<<<<

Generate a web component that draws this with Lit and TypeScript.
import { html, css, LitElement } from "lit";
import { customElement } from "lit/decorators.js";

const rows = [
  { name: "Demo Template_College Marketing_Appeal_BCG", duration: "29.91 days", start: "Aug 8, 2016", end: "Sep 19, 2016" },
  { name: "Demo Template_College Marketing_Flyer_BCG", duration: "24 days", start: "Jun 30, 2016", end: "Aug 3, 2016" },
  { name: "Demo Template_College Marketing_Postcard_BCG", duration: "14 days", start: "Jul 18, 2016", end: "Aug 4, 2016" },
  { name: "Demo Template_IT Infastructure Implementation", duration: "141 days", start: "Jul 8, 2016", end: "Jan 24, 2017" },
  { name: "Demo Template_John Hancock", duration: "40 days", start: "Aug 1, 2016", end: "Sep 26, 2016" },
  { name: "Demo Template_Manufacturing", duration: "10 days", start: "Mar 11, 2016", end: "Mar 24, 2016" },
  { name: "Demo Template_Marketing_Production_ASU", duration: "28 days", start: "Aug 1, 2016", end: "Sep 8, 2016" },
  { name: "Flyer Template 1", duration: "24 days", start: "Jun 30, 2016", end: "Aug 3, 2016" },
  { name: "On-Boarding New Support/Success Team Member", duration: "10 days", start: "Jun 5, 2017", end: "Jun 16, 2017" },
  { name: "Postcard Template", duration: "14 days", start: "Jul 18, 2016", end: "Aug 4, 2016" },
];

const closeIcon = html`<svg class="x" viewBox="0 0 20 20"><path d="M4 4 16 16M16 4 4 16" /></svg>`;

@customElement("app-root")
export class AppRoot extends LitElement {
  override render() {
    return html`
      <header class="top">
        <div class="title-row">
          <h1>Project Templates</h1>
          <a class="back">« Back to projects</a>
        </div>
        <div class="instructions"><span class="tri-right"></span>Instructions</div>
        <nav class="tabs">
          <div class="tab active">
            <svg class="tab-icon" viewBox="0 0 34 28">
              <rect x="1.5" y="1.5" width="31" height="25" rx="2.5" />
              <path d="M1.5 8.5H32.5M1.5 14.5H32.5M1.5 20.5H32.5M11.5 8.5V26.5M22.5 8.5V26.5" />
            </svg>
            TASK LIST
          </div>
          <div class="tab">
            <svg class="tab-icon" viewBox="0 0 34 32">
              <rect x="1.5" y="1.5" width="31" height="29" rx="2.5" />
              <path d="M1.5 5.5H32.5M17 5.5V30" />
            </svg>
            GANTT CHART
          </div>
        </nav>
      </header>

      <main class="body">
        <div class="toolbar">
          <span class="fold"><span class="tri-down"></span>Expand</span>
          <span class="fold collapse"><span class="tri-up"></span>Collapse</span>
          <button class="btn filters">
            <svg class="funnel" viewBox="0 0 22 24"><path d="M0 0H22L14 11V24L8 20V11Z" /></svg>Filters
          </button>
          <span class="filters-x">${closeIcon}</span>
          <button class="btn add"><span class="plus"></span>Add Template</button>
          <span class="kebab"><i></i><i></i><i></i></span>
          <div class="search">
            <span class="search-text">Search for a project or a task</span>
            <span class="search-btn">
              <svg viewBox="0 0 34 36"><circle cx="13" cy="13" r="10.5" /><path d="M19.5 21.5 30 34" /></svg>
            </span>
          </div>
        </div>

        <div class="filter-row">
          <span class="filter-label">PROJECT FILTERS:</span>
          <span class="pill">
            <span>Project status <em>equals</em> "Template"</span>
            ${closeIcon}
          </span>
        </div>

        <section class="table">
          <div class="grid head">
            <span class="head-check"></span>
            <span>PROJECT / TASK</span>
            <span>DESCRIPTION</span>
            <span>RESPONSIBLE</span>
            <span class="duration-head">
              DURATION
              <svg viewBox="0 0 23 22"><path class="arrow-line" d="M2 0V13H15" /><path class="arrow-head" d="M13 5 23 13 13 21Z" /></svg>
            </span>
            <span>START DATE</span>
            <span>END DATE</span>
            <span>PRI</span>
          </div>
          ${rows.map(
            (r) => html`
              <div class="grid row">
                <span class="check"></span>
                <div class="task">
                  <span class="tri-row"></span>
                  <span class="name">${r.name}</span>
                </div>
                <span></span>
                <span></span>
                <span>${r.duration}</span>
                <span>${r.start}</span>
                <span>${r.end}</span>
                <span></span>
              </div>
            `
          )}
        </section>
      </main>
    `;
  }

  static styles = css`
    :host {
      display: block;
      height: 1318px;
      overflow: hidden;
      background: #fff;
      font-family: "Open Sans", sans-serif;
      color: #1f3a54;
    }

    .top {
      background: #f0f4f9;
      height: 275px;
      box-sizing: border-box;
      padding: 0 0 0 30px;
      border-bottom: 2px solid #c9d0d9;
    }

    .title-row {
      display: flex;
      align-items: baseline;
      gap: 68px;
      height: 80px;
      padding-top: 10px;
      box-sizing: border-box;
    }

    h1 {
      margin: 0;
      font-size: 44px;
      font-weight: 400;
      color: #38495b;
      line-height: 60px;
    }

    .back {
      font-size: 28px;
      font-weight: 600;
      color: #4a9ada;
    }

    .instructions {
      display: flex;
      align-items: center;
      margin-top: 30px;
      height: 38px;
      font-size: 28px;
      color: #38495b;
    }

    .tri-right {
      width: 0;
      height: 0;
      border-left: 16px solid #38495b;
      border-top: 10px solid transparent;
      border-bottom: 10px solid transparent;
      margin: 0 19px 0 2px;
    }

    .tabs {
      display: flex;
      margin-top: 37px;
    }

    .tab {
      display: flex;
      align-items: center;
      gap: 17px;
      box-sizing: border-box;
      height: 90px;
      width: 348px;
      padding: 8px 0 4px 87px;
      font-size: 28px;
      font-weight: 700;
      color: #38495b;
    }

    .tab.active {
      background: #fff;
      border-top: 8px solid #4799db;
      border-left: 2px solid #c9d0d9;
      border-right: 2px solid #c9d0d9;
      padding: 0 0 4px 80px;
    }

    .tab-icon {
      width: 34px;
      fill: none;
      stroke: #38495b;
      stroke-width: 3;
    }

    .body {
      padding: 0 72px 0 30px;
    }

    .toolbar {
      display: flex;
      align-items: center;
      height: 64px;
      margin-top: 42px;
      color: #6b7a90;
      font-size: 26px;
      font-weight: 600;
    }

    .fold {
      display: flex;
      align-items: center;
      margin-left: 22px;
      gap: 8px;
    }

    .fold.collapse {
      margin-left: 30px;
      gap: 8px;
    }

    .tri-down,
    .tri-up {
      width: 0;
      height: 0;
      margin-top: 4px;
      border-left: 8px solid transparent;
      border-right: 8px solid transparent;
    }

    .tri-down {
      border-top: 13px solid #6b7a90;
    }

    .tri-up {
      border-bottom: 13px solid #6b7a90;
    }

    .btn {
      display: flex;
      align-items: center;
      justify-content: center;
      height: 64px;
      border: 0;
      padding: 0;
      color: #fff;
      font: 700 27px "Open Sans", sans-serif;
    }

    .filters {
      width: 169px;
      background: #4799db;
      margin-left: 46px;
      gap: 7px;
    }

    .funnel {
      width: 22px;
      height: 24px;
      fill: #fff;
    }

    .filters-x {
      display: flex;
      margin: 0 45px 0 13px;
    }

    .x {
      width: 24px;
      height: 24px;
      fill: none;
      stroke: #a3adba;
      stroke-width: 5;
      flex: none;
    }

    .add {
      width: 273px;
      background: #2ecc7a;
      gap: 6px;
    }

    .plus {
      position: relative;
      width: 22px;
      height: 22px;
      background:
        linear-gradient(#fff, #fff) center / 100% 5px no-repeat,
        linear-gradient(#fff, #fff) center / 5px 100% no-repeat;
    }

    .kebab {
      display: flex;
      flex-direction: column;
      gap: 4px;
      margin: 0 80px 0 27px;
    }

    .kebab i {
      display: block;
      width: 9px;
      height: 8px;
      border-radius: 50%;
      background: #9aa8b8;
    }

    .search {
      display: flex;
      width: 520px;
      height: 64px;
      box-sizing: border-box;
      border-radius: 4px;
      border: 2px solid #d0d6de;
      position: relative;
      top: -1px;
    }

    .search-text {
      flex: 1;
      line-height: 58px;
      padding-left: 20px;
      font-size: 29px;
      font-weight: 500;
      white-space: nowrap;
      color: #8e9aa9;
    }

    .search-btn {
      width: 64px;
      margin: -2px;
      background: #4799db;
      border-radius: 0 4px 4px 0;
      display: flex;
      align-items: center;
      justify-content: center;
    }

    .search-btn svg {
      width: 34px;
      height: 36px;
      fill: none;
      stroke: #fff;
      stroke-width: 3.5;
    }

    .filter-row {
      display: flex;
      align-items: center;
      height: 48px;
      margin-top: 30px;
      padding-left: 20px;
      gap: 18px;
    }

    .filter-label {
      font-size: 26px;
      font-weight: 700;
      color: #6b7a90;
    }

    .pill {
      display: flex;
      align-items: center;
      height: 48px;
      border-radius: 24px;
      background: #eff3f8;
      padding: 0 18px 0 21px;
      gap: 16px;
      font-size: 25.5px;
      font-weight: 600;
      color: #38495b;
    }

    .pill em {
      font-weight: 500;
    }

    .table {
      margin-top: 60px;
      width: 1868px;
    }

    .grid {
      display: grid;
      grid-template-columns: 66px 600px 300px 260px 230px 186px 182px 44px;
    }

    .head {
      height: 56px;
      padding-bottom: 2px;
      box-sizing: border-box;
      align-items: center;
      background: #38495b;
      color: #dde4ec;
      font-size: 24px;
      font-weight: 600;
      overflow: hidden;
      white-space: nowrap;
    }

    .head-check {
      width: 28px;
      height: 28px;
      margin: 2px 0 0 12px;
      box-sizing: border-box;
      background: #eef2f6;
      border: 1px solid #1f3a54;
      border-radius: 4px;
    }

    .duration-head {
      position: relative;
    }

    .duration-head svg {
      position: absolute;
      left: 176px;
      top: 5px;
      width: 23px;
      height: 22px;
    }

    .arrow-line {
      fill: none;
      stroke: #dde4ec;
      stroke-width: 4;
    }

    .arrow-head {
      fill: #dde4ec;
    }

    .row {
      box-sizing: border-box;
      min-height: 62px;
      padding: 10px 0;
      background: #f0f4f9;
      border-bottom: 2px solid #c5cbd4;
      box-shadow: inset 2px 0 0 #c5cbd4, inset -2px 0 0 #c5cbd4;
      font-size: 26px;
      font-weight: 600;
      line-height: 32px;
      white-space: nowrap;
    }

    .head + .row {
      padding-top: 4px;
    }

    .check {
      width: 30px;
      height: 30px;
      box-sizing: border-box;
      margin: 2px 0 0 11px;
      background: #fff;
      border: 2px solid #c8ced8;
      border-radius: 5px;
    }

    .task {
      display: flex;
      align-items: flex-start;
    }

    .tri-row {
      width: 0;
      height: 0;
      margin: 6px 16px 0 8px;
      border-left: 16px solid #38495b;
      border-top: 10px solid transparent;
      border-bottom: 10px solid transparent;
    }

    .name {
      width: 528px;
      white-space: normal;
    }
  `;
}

>>>>

Reproduce verbatim only this range: the first line of the material through the line that contains "4 16 16M16 4", inclusive.

Generate a web component that draws this with Lit and TypeScript.
import { html, css, LitElement } from "lit";
import { customElement } from "lit/decorators.js";

const rows = [
  { name: "Demo Template_College Marketing_Appeal_BCG", duration: "29.91 days", start: "Aug 8, 2016", end: "Sep 19, 2016" },
  { name: "Demo Template_College Marketing_Flyer_BCG", duration: "24 days", start: "Jun 30, 2016", end: "Aug 3, 2016" },
  { name: "Demo Template_College Marketing_Postcard_BCG", duration: "14 days", start: "Jul 18, 2016", end: "Aug 4, 2016" },
  { name: "Demo Template_IT Infastructure Implementation", duration: "141 days", start: "Jul 8, 2016", end: "Jan 24, 2017" },
  { name: "Demo Template_John Hancock", duration: "40 days", start: "Aug 1, 2016", end: "Sep 26, 2016" },
  { name: "Demo Template_Manufacturing", duration: "10 days", start: "Mar 11, 2016", end: "Mar 24, 2016" },
  { name: "Demo Template_Marketing_Production_ASU", duration: "28 days", start: "Aug 1, 2016", end: "Sep 8, 2016" },
  { name: "Flyer Template 1", duration: "24 days", start: "Jun 30, 2016", end: "Aug 3, 2016" },
  { name: "On-Boarding New Support/Success Team Member", duration: "10 days", start: "Jun 5, 2017", end: "Jun 16, 2017" },
  { name: "Postcard Template", duration: "14 days", start: "Jul 18, 2016", end: "Aug 4, 2016" },
];

const closeIcon = html`<svg class="x" viewBox="0 0 20 20"><path d="M4 4 16 16M16 4 4 16" /></svg>`;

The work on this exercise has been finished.